>>>>

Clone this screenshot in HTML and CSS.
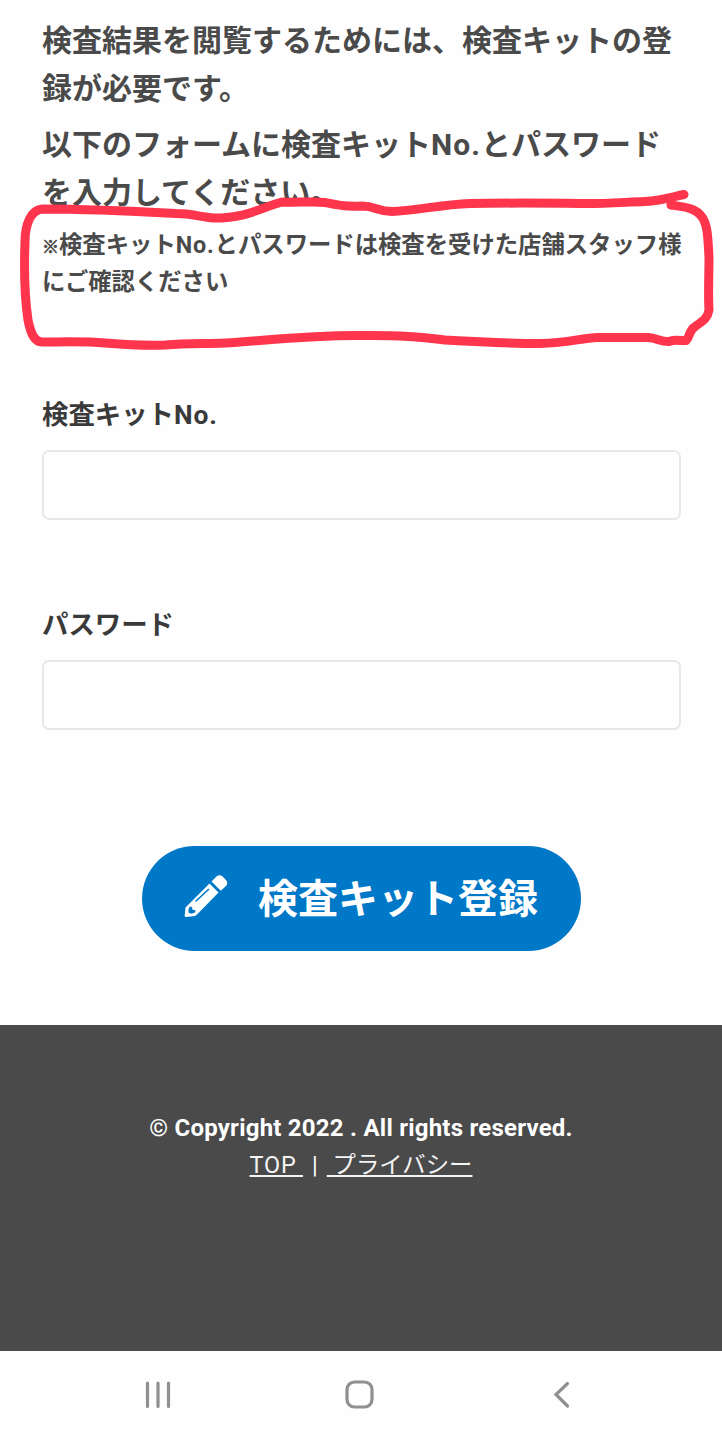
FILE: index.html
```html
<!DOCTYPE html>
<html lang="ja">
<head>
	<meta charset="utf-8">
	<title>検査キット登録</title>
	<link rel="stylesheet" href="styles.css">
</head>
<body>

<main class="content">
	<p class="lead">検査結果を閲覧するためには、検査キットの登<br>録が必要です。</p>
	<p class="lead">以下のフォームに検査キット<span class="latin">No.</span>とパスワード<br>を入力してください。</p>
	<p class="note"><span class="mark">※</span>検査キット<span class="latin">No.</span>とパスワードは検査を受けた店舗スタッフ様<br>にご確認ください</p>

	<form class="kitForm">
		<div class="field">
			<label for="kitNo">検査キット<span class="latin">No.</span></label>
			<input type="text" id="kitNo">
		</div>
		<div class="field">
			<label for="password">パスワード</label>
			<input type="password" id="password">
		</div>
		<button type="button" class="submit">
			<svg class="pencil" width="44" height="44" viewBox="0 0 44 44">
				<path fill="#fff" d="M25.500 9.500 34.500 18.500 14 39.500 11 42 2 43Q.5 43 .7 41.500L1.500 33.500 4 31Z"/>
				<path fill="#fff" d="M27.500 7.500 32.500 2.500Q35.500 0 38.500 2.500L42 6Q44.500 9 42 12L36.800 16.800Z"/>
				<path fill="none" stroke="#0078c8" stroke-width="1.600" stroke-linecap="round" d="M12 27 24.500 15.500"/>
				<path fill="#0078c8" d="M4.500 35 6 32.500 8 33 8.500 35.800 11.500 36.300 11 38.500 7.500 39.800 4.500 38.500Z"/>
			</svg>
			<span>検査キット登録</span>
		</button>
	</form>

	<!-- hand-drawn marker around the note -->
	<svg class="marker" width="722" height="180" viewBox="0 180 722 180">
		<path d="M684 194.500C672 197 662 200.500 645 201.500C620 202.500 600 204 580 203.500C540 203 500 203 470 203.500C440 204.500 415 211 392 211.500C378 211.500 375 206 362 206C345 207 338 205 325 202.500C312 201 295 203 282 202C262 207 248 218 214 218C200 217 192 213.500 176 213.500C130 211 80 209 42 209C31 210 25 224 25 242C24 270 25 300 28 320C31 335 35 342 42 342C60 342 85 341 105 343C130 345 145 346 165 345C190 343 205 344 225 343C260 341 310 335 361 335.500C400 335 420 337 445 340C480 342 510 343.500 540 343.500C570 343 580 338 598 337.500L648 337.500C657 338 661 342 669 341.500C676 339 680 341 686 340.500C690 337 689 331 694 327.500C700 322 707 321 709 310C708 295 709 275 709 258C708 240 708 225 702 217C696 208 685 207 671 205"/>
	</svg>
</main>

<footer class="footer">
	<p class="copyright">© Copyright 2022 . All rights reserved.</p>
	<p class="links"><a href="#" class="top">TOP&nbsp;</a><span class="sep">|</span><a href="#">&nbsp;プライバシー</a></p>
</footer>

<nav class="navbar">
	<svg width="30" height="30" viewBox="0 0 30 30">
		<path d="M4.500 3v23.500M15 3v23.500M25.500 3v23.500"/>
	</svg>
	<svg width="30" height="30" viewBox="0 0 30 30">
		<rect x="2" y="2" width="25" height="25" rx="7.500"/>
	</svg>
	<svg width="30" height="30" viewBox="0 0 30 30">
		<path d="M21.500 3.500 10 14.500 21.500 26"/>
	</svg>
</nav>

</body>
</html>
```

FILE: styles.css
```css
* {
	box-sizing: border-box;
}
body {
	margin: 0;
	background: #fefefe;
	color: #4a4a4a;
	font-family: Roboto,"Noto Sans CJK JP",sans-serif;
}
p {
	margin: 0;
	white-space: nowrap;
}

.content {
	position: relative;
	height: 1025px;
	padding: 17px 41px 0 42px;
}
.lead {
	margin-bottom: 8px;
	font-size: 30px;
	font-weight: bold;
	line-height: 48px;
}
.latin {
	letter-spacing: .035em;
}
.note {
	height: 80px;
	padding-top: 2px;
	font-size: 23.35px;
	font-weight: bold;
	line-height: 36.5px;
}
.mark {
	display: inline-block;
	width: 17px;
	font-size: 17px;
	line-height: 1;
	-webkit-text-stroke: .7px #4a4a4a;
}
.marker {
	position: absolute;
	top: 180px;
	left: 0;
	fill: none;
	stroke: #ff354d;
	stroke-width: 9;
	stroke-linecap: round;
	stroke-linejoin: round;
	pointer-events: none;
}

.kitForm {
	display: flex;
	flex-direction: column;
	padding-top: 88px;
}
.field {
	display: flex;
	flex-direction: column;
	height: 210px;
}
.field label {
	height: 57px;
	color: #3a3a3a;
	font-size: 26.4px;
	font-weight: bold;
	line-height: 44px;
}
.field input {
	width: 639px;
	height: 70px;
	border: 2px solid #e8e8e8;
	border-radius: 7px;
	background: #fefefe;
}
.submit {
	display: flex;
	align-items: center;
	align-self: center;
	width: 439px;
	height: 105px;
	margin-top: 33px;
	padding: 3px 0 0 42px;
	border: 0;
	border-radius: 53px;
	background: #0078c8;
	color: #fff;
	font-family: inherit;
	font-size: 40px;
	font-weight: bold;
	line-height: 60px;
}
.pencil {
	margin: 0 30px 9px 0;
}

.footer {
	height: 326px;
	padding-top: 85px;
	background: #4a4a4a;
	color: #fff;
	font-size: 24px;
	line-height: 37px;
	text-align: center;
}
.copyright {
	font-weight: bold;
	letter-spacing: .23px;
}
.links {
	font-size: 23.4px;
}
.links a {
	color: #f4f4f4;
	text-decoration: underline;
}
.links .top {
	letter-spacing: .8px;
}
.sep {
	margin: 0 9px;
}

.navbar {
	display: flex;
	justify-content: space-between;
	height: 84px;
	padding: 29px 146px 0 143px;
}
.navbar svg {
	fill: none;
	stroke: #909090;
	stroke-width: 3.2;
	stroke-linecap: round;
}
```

<<<<

WRITTEN PROBLEM: Skip every picture and transcribe the data above exactly.

FINISHED TASK:
Clone this screenshot in HTML and CSS.
FILE: index.html
```html
<!DOCTYPE html>
<html lang="ja">
<head>
	<meta charset="utf-8">
	<title>検査キット登録</title>
	<link rel="stylesheet" href="styles.css">
</head>
<body>

<main class="content">
	<p class="lead">検査結果を閲覧するためには、検査キットの登<br>録が必要です。</p>
	<p class="lead">以下のフォームに検査キット<span class="latin">No.</span>とパスワード<br>を入力してください。</p>
	<p class="note"><span class="mark">※</span>検査キット<span class="latin">No.</span>とパスワードは検査を受けた店舗スタッフ様<br>にご確認ください</p>

	<form class="kitForm">
		<div class="field">
			<label for="kitNo">検査キット<span class="latin">No.</span></label>
			<input type="text" id="kitNo">
		</div>
		<div class="field">
			<label for="password">パスワード</label>
			<input type="password" id="password">
		</div>
		<button type="button" class="submit">
			<svg class="pencil" width="44" height="44" viewBox="0 0 44 44">
				<path fill="#fff" d="M25.500 9.500 34.500 18.500 14 39.500 11 42 2 43Q.5 43 .7 41.500L1.500 33.500 4 31Z"/>
				<path fill="#fff" d="M27.500 7.500 32.500 2.500Q35.500 0 38.500 2.500L42 6Q44.500 9 42 12L36.800 16.800Z"/>
				<path fill="none" stroke="#0078c8" stroke-width="1.600" stroke-linecap="round" d="M12 27 24.500 15.500"/>
				<path fill="#0078c8" d="M4.500 35 6 32.500 8 33 8.500 35.800 11.500 36.300 11 38.500 7.500 39.800 4.500 38.500Z"/>
			</svg>
			<span>検査キット登録</span>
		</button>
	</form>

	<!-- hand-drawn marker around the note -->
	<svg class="marker" width="722" height="180" viewBox="0 180 722 180">
		<path d="M684 194.500C672 197 662 200.500 645 201.500C620 202.500 600 204 580 203.500C540 203 500 203 470 203.500C440 204.500 415 211 392 211.500C378 211.500 375 206 362 206C345 207 338 205 325 202.500C312 201 295 203 282 202C262 207 248 218 214 218C200 217 192 213.500 176 213.500C130 211 80 209 42 209C31 210 25 224 25 242C24 270 25 300 28 320C31 335 35 342 42 342C60 342 85 341 105 343C130 345 145 346 165 345C190 343 205 344 225 343C260 341 310 335 361 335.500C400 335 420 337 445 340C480 342 510 343.500 540 343.500C570 343 580 338 598 337.500L648 337.500C657 338 661 342 669 341.500C676 339 680 341 686 340.500C690 337 689 331 694 327.500C700 322 707 321 709 310C708 295 709 275 709 258C708 240 708 225 702 217C696 208 685 207 671 205"/>
	</svg>
</main>

<footer class="footer">
	<p class="copyright">© Copyright 2022 . All rights reserved.</p>
	<p class="links"><a href="#" class="top">TOP&nbsp;</a><span class="sep">|</span><a href="#">&nbsp;プライバシー</a></p>
</footer>

<nav class="navbar">
	<svg width="30" height="30" viewBox="0 0 30 30">
		<path d="M4.500 3v23.500M15 3v23.500M25.500 3v23.500"/>
	</svg>
	<svg width="30" height="30" viewBox="0 0 30 30">
		<rect x="2" y="2" width="25" height="25" rx="7.500"/>
	</svg>
	<svg width="30" height="30" viewBox="0 0 30 30">
		<path d="M21.500 3.500 10 14.500 21.500 26"/>
	</svg>
</nav>

</body>
</html>
```

FILE: styles.css
```css
* {
	box-sizing: border-box;
}
body {
	margin: 0;
	background: #fefefe;
	color: #4a4a4a;
	font-family: Roboto,"Noto Sans CJK JP",sans-serif;
}
p {
	margin: 0;
	white-space: nowrap;
}

.content {
	position: relative;
	height: 1025px;
	padding: 17px 41px 0 42px;
}
.lead {
	margin-bottom: 8px;
	font-size: 30px;
	font-weight: bold;
	line-height: 48px;
}
.latin {
	letter-spacing: .035em;
}
.note {
	height: 80px;
	padding-top: 2px;
	font-size: 23.35px;
	font-weight: bold;
	line-height: 36.5px;
}
.mark {
	display: inline-block;
	width: 17px;
	font-size: 17px;
	line-height: 1;
	-webkit-text-stroke: .7px #4a4a4a;
}
.marker {
	position: absolute;
	top: 180px;
	left: 0;
	fill: none;
	stroke: #ff354d;
	stroke-width: 9;
	stroke-linecap: round;
	stroke-linejoin: round;
	pointer-events: none;
}

.kitForm {
	display: flex;
	flex-direction: column;
	padding-top: 88px;
}
.field {
	display: flex;
	flex-direction: column;
	height: 210px;
}
.field label {
	height: 57px;
	color: #3a3a3a;
	font-size: 26.4px;
	font-weight: bold;
	line-height: 44px;
}
.field input {
	width: 639px;
	height: 70px;
	border: 2px solid #e8e8e8;
	border-radius: 7px;
	background: #fefefe;
}
.submit {
	display: flex;
	align-items: center;
	align-self: center;
	width: 439px;
	height: 105px;
	margin-top: 33px;
	padding: 3px 0 0 42px;
	border: 0;
	border-radius: 53px;
	background: #0078c8;
	color: #fff;
	font-family: inherit;
	font-size: 40px;
	font-weight: bold;
	line-height: 60px;
}
.pencil {
	margin: 0 30px 9px 0;
}

.footer {
	height: 326px;
	padding-top: 85px;
	background: #4a4a4a;
	color: #fff;
	font-size: 24px;
	line-height: 37px;
	text-align: center;
}
.copyright {
	font-weight: bold;
	letter-spacing: .23px;
}
.links {
	font-size: 23.4px;
}
.links a {
	color: #f4f4f4;
	text-decoration: underline;
}
.links .top {
	letter-spacing: .8px;
}
.sep {
	margin: 0 9px;
}

.navbar {
	display: flex;
	justify-content: space-between;
	height: 84px;
	padding: 29px 146px 0 143px;
}
.navbar svg {
	fill: none;
	stroke: #909090;
	stroke-width: 3.2;
	stroke-linecap: round;
}
```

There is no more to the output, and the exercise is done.